Required task:
Produce an exact copy of all the data below, dropping every image.

Data lines:
>>>

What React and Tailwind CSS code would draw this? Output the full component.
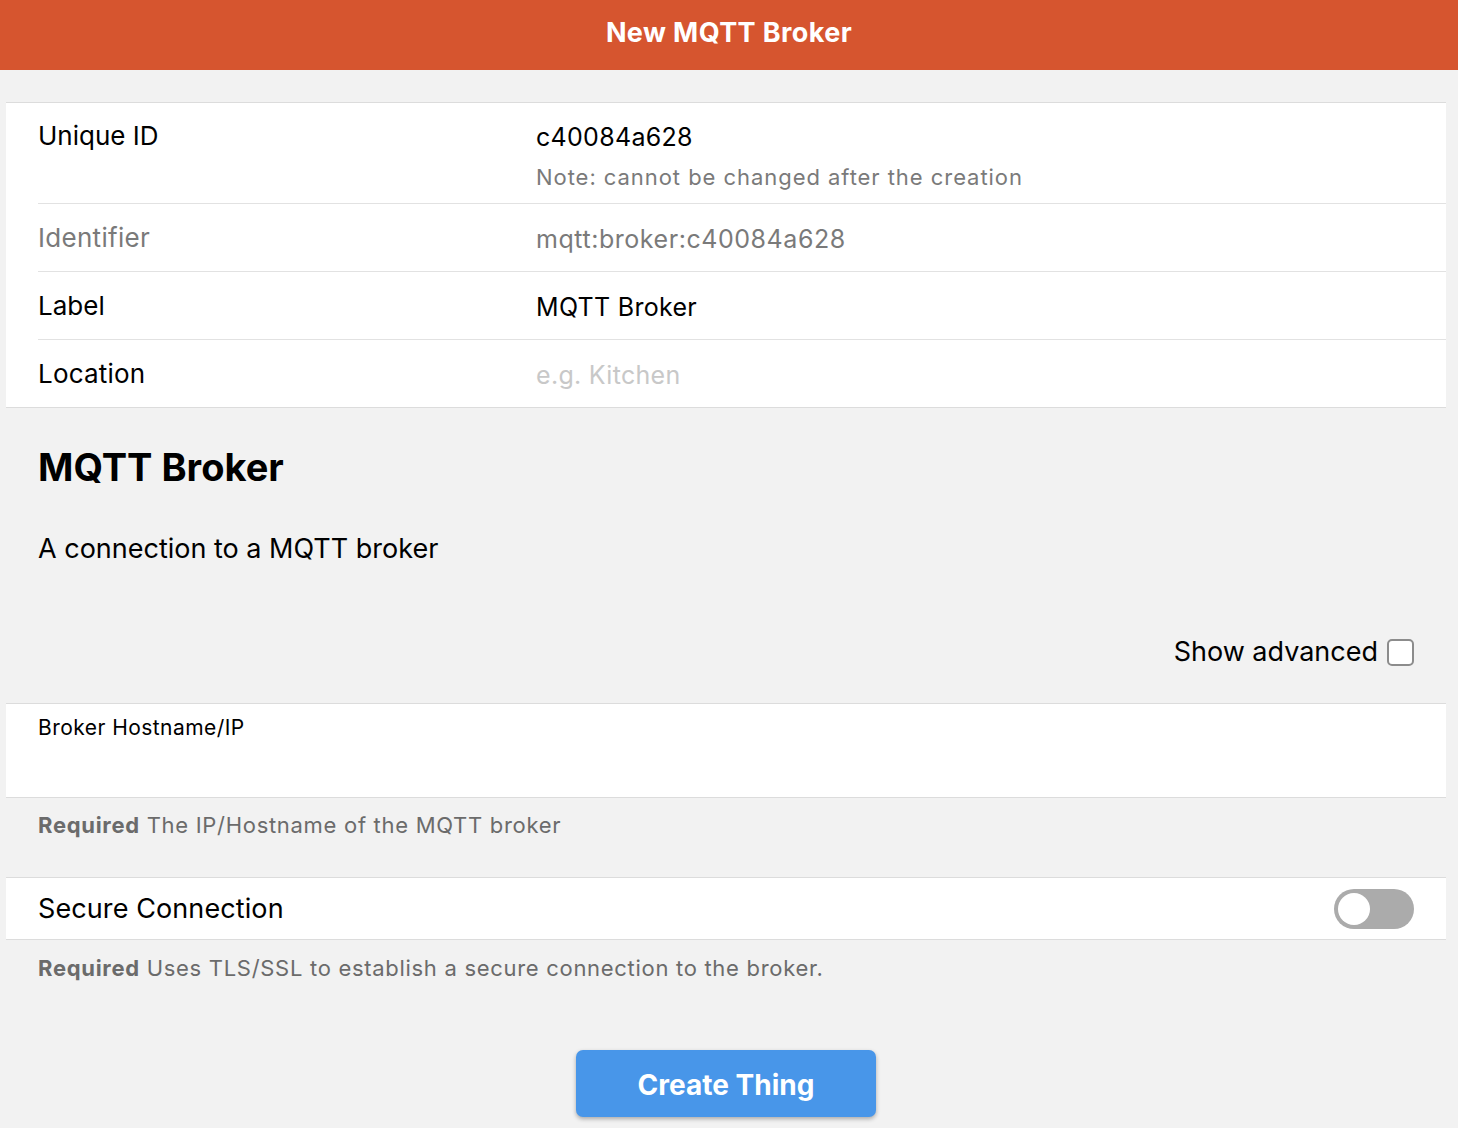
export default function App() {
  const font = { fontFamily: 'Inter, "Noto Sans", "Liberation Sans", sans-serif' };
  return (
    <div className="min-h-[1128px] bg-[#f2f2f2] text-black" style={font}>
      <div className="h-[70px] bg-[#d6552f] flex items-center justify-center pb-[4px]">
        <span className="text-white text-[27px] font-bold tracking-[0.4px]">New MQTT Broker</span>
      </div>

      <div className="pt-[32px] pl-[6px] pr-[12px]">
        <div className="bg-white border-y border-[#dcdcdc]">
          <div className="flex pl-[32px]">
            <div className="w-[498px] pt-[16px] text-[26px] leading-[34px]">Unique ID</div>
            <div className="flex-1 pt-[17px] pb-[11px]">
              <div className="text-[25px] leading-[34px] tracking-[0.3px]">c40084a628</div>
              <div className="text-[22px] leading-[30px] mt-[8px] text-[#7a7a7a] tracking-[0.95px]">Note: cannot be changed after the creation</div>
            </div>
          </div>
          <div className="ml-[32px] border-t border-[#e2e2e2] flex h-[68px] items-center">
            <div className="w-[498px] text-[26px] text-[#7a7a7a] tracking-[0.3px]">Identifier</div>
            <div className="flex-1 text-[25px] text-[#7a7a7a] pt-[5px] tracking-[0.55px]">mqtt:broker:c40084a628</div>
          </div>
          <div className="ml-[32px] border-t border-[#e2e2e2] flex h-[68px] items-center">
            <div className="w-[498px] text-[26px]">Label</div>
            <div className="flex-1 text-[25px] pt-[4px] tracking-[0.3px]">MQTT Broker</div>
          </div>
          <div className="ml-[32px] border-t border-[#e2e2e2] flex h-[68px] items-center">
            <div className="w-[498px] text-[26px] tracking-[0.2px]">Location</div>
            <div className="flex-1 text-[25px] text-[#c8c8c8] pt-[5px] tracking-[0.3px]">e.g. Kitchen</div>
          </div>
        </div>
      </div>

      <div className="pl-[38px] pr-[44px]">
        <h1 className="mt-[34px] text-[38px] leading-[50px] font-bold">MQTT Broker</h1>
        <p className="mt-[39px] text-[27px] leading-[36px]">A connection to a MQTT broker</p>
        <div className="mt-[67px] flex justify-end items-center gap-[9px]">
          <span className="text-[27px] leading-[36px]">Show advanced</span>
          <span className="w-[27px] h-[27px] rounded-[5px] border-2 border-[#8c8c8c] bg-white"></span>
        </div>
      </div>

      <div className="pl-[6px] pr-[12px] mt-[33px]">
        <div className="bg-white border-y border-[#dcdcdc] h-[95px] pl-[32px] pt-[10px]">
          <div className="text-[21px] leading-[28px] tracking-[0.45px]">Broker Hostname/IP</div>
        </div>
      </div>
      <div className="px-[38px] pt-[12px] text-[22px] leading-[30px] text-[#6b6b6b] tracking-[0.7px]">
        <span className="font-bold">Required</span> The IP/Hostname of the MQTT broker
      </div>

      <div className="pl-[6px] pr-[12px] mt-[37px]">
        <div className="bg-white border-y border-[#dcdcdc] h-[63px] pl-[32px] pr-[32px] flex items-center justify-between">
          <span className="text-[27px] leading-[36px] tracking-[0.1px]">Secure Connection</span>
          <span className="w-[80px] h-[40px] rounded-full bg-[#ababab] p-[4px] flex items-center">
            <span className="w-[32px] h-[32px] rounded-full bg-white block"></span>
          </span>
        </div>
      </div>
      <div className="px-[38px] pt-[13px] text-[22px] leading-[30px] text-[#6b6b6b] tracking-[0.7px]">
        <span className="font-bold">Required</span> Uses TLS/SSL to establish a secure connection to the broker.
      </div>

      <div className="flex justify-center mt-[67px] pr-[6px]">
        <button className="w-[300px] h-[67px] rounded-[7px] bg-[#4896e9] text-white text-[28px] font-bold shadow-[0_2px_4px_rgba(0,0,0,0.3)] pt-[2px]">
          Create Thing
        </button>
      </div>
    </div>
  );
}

<<<

Correct response:
What React and Tailwind CSS code would draw this? Output the full component.
export default function App() {
  const font = { fontFamily: 'Inter, "Noto Sans", "Liberation Sans", sans-serif' };
  return (
    <div className="min-h-[1128px] bg-[#f2f2f2] text-black" style={font}>
      <div className="h-[70px] bg-[#d6552f] flex items-center justify-center pb-[4px]">
        <span className="text-white text-[27px] font-bold tracking-[0.4px]">New MQTT Broker</span>
      </div>

      <div className="pt-[32px] pl-[6px] pr-[12px]">
        <div className="bg-white border-y border-[#dcdcdc]">
          <div className="flex pl-[32px]">
            <div className="w-[498px] pt-[16px] text-[26px] leading-[34px]">Unique ID</div>
            <div className="flex-1 pt-[17px] pb-[11px]">
              <div className="text-[25px] leading-[34px] tracking-[0.3px]">c40084a628</div>
              <div className="text-[22px] leading-[30px] mt-[8px] text-[#7a7a7a] tracking-[0.95px]">Note: cannot be changed after the creation</div>
            </div>
          </div>
          <div className="ml-[32px] border-t border-[#e2e2e2] flex h-[68px] items-center">
            <div className="w-[498px] text-[26px] text-[#7a7a7a] tracking-[0.3px]">Identifier</div>
            <div className="flex-1 text-[25px] text-[#7a7a7a] pt-[5px] tracking-[0.55px]">mqtt:broker:c40084a628</div>
          </div>
          <div className="ml-[32px] border-t border-[#e2e2e2] flex h-[68px] items-center">
            <div className="w-[498px] text-[26px]">Label</div>
            <div className="flex-1 text-[25px] pt-[4px] tracking-[0.3px]">MQTT Broker</div>
          </div>
          <div className="ml-[32px] border-t border-[#e2e2e2] flex h-[68px] items-center">
            <div className="w-[498px] text-[26px] tracking-[0.2px]">Location</div>
            <div className="flex-1 text-[25px] text-[#c8c8c8] pt-[5px] tracking-[0.3px]">e.g. Kitchen</div>
          </div>
        </div>
      </div>

      <div className="pl-[38px] pr-[44px]">
        <h1 className="mt-[34px] text-[38px] leading-[50px] font-bold">MQTT Broker</h1>
        <p className="mt-[39px] text-[27px] leading-[36px]">A connection to a MQTT broker</p>
        <div className="mt-[67px] flex justify-end items-center gap-[9px]">
          <span className="text-[27px] leading-[36px]">Show advanced</span>
          <span className="w-[27px] h-[27px] rounded-[5px] border-2 border-[#8c8c8c] bg-white"></span>
        </div>
      </div>

      <div className="pl-[6px] pr-[12px] mt-[33px]">
        <div className="bg-white border-y border-[#dcdcdc] h-[95px] pl-[32px] pt-[10px]">
          <div className="text-[21px] leading-[28px] tracking-[0.45px]">Broker Hostname/IP</div>
        </div>
      </div>
      <div className="px-[38px] pt-[12px] text-[22px] leading-[30px] text-[#6b6b6b] tracking-[0.7px]">
        <span className="font-bold">Required</span> The IP/Hostname of the MQTT broker
      </div>

      <div className="pl-[6px] pr-[12px] mt-[37px]">
        <div className="bg-white border-y border-[#dcdcdc] h-[63px] pl-[32px] pr-[32px] flex items-center justify-between">
          <span className="text-[27px] leading-[36px] tracking-[0.1px]">Secure Connection</span>
          <span className="w-[80px] h-[40px] rounded-full bg-[#ababab] p-[4px] flex items-center">
            <span className="w-[32px] h-[32px] rounded-full bg-white block"></span>
          </span>
        </div>
      </div>
      <div className="px-[38px] pt-[13px] text-[22px] leading-[30px] text-[#6b6b6b] tracking-[0.7px]">
        <span className="font-bold">Required</span> Uses TLS/SSL to establish a secure connection to the broker.
      </div>

      <div className="flex justify-center mt-[67px] pr-[6px]">
        <button className="w-[300px] h-[67px] rounded-[7px] bg-[#4896e9] text-white text-[28px] font-bold shadow-[0_2px_4px_rgba(0,0,0,0.3)] pt-[2px]">
          Create Thing
        </button>
      </div>
    </div>
  );
}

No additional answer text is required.